TAIPEI, Taiwan Typhoon Aere battered northern Taiwan on Wednesday, triggering a mudslide that buried a church and killed a father and his daughter as the storm's eye churned toward China, where nearly 250,000 people were being evacuated. The new fatalities pushed the death toll to nine.
Aere was spending most of Wednesday drenching parts of central Taiwan that were prone to deadly flooding and landslides. As forecasts showed the typhoon heading toward China, authorities there evacuated 249,000 people from coastal areas, the Chinese government said.
Aere's center was bearing down on China's southern province of Fujian and was expected to pound the area through today, China's official Xinhua News Agency reported. The typhoon would also soak parts of Zhejiang, Jiangxi and Guangdong provinces, Xinhua said.
The typhoon was expected to be the second-strongest storm to hit China this season after Typhoon Rananim, which devastated the Chinese coast south of Shanghai.
Nearly 31,500 fishing boats were called back to Chinese ports, China's official Xinhua News Agency reported.
In Taiwan, the mudslide victims were seeking refuge from the storm in the church in the northwestern county of Hsinchu when the landslide hit, the National Disaster Relief Center said. Officials had few details about the father and daughter killed or four others who were missing.
Disaster officials also said flood waters swept away a 72-year-old man in central Nantou county, while 15 others were injured by falling trees or other debris.
Torrential rains that soaked the island throughout the night washed away roads in mountainous Hsinchu county, trapping at least 5,000 people in remote villages, the state-funded Central News Agency said.
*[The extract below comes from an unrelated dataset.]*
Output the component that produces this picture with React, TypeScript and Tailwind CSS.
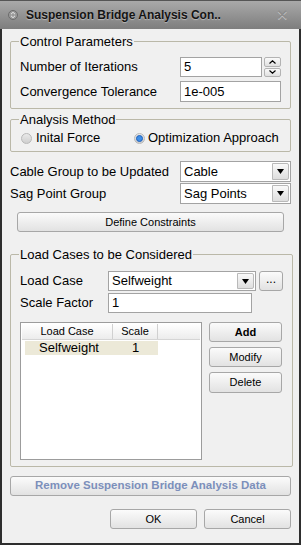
import { ReactNode } from 'react'

const font = { fontFamily: '"Liberation Sans", Arial, sans-serif' }

function Btn({ children, className = '' }: { children: ReactNode; className?: string }) {
  return (
    <button
      className={`flex items-center justify-center rounded-[3px] border border-[#a7a7a7] bg-gradient-to-b from-[#fbfbfb] to-[#e2e2e2] ${className}`}
    >
      {children}
    </button>
  )
}

function Select({ value, className = '' }: { value: string; className?: string }) {
  return (
    <div className={`flex h-full items-stretch border border-[#a3a3a3] bg-white ${className}`}>
      <div className="flex flex-1 items-center pl-[3px] text-[13px]">{value}</div>
      <div className="m-[1px] flex w-[17px] items-center justify-center rounded-r-[2px] border border-[#b9b9b9] bg-gradient-to-b from-[#f9f9f9] to-[#dedede]">
        <svg width="7" height="5" viewBox="0 0 7 5">
          <path d="M0 0h7L3.5 5z" fill="#000" />
        </svg>
      </div>
    </div>
  )
}

function Radio({ checked }: { checked?: boolean }) {
  return (
    <div className="flex h-[11px] w-[11px] items-center justify-center rounded-full border border-[#b8b8b8] bg-gradient-to-b from-[#e9e9e9] to-[#cfcfcf]">
      {checked && <div className="h-[7px] w-[7px] rounded-full border border-[#1f5fb8] bg-[#3d8ee8]" />}
    </div>
  )
}

function Group({ title, className = '', children }: { title: string; className?: string; children: ReactNode }) {
  return (
    <fieldset className={`rounded-[2px] border border-[#bab8a8] ${className}`}>
      <legend className="ml-[8px] px-[1px] text-[13px] leading-[15px]">{title}</legend>
      {children}
    </fieldset>
  )
}

export default function App() {
  return (
    <div style={font} className="flex h-[545px] w-[301px] flex-col border-x-2 border-b-2 border-[#2e2e2e] bg-[#f0f0f0] text-black">
      {/* title bar */}
      <div className="-mx-[2px] flex h-[29px] shrink-0 items-center border-t border-[#555] bg-gradient-to-b from-[#a9a9a9] to-[#7e7e7e] pl-[8px] pr-[12px]">
        <svg width="10" height="10" viewBox="0 0 10 10" className="mr-[8px]">
          <circle cx="5" cy="5" r="4.5" fill="#9a9a9a" stroke="#6c6c6c" />
          <path d="M3 4.2L5 2.3 7 4.2M3 5.8L5 7.7 7 5.8" fill="none" stroke="#e8e8e8" strokeWidth="1" />
        </svg>
        <span className="flex-1 text-[12px] font-bold text-[#141414] [text-shadow:0_1px_1px_rgba(255,255,255,0.4)]">
          Suspension Bridge Analysis Con..
        </span>
        <span className="text-[15px] text-[#8c8c8c] [text-shadow:0_1px_0_#c8c8c8]">✕</span>
      </div>

      <div className="flex flex-1 flex-col px-[8px]">
        <Group title="Control Parameters" className="mt-[5px] pb-[6px]">
          <div className="px-[9px]">
            <div className="mt-[8px] flex h-[20px] items-center">
              <span className="w-[160px] text-[13px]">Number of Iterations</span>
              <div className="flex h-full flex-1 gap-[2px]">
                <div className="flex flex-1 items-center border border-[#a3a3a3] bg-white pl-[3px] text-[13px]">5</div>
                <div className="flex w-[17px] flex-col gap-[1px]">
                  <div className="flex flex-1 items-center justify-center rounded-[2px] border border-[#b3b3b3] bg-gradient-to-b from-[#fafafa] to-[#e0e0e0]">
                    <svg width="7" height="4" viewBox="0 0 7 4"><path d="M0.5 3.5L3.5 0.8 6.5 3.5" fill="none" stroke="#000" strokeWidth="1.2" /></svg>
                  </div>
                  <div className="flex flex-1 items-center justify-center rounded-[2px] border border-[#b3b3b3] bg-gradient-to-b from-[#fafafa] to-[#e0e0e0]">
                    <svg width="7" height="4" viewBox="0 0 7 4"><path d="M0.5 0.5L3.5 3.2 6.5 0.5" fill="none" stroke="#000" strokeWidth="1.2" /></svg>
                  </div>
                </div>
              </div>
            </div>
            <div className="mt-[4px] flex h-[21px] items-center">
              <span className="w-[160px] text-[13px]">Convergence Tolerance</span>
              <div className="flex h-full flex-1 items-center border border-[#a3a3a3] bg-white pl-[3px] text-[13px]">1e-005</div>
            </div>
          </div>
        </Group>

        <Group title="Analysis Method" className="mt-[3px] pb-[4px]">
          <div className="mt-[2px] flex h-[18px] items-center px-[10px] text-[13px]">
            <div className="flex w-[113px] items-center gap-[4px]">
              <Radio />
              <span>Inital Force</span>
            </div>
            <div className="flex items-center gap-[3px]">
              <Radio checked />
              <span>Optimization Approach</span>
            </div>
          </div>
        </Group>

        <div className="mt-[9px] flex flex-col gap-[1px] text-[13px]">
          <div className="flex h-[21px] items-center">
            <span className="w-[170px]">Cable Group to be Updated</span>
            <Select value="Cable" className="flex-1" />
          </div>
          <div className="flex h-[21px] items-center">
            <span className="w-[170px]">Sag Point Group</span>
            <Select value="Sag Points" className="flex-1" />
          </div>
        </div>

        <Btn className="mx-[7px] mt-[8px] h-[20px] text-[11px]">Define Constraints</Btn>

        <Group title="Load Cases to be Considered" className="mt-[15px] pb-[6px]">
          <div className="px-[9px]">
            <div className="mt-[9px] flex h-[20px] items-center text-[13px]">
              <span className="w-[88px]">Load Case</span>
              <Select value="Selfweight" className="w-[148px]" />
              <Btn className="ml-[3px] h-[20px] w-[24px] pb-[4px] text-[12px]">...</Btn>
            </div>
            <div className="mt-[2px] flex h-[20px] items-center text-[13px]">
              <span className="w-[88px]">Scale Factor</span>
              <div className="flex h-full w-[144px] items-center border border-[#a3a3a3] bg-white pl-[3px]">1</div>
            </div>
            <div className="mt-[9px] flex gap-[7px]">
              <div className="h-[138px] w-[182px] border border-[#9c9c9c] bg-white p-[1px]">
                <div className="flex h-[16px] border-b border-[#d5d5d5] bg-gradient-to-b from-[#ffffff] to-[#ececec] text-[11px]">
                  <div className="flex w-[91px] items-center justify-center border-r border-[#d0d0d0]">Load Case</div>
                  <div className="flex w-[45px] items-center justify-center border-r border-[#d0d0d0]">Scale</div>
                  <div className="flex-1" />
                </div>
                <div className="ml-[3px] mt-[1px] flex h-[14px] w-[133px] items-center bg-[#ece9d8] text-[13px]">
                  <span className="w-[88px] text-center">Selfweight</span>
                  <span className="flex-1 text-center">1</span>
                </div>
              </div>
              <div className="flex w-[73px] flex-col gap-[5px] text-[11px]">
                <Btn className="h-[20px] font-bold">Add</Btn>
                <Btn className="h-[20px]">Modify</Btn>
                <Btn className="h-[21px]">Delete</Btn>
              </div>
            </div>
          </div>
        </Group>

        <Btn className="mt-[9px] h-[20px] text-[11.5px] font-bold text-[#7c8fbb]">Remove Suspension Bridge Analysis Data</Btn>

        <div className="mt-[13px] flex justify-end gap-[7px] text-[11px]">
          <Btn className="h-[20px] w-[87px]">OK</Btn>
          <Btn className="h-[20px] w-[87px]">Cancel</Btn>
        </div>
      </div>
    </div>
  )
}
Howling winds rattled windows in the capital, Taipei, throughout the night, and power lines were ripped away from their poles. Islandwide, about a million homes were without electricity or water, officials said.
Schools and financial markets were closed for a second straight day as the slow-moving storm whirled just 60 miles northwest of Taiwan's northern tip.
At least 5,000 people were evacuated from villages in mountainous central Taiwan, ravaged just weeks ago by typhoon Mindulle, which killed 29 people. Soggy mountain slopes began crumbling Tuesday, burying roads with boulders, mud and twisted trees.
"The downpour continued all night and we didn't sleep," a woman in Hsinyi village in central Nantou told the TVBS cable news as she looked at a mountain road flooded with brown water.